Wo die Reform ansetzt – und wo Details zählen werden
Im politischen Raum stehen aktuell mehrere Ansatzpunkte zur Diskussion:, um eine Antwort auf die derzeitige Lage zu finden.
- Erwerbstätigkeitsbegriff schärfen: Eine präzisere Abgrenzung der Arbeitnehmereigenschaft im SGB II soll Scheinbeschäftigungen erschweren – eine Forderung, die auch Jobcenter‑Praktiker stützen.
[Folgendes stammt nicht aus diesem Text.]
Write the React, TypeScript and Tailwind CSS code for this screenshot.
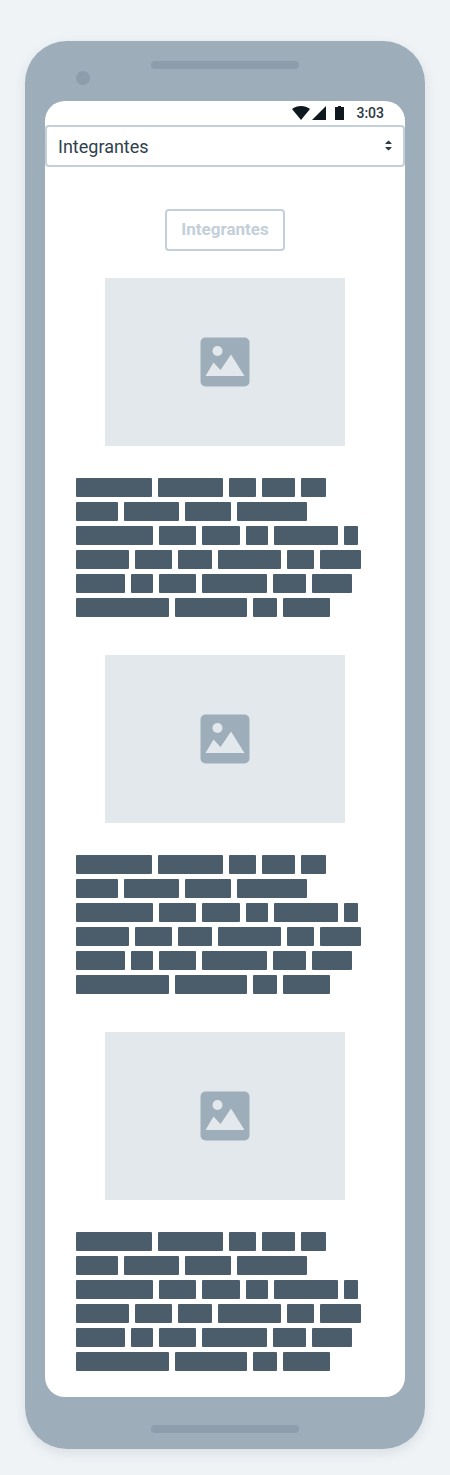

Diskutiert wird, ob ein Mindestumfang der Beschäftigung (Höhe oder Dauer) als Kriterium taugt.
- Datenaustausch und Prüfautomatisierung: Der geplante, rechtskonforme Abgleich von Meldedaten, Arbeitgeberregistern und Leistungsakten soll Muster – etwa Massenanmeldungen an wenigen Adressen – schneller sichtbar machen.
- Verfolgungsdruck erhöhen: Bessere Verzahnung von Jobcentern, Zoll und Staatsanwaltschaften sowie zentrale Auswertung von Tatmustern (Kompetenzzentrum) sollen die Quote belastbarer Beweise und Urteile steigern.
Viel zu tun für bessere Kontrollen
Mit der Bürgergeld‑Reform will die Bundesregierung nach eigener Darstellung die Vermittlung in Arbeit wieder stärker ins Zentrum rücken – flankiert von härterem Vorgehen gegen organisierte Ausnutzung. Entscheidend wird sein, ob präzisere Anspruchsregeln, schnellerer Datenaustausch und spezialisierte Ermittlungsstrukturen die Lücke zwischen Verdachtsfällen und gerichtsfesten Nachweisen schließen.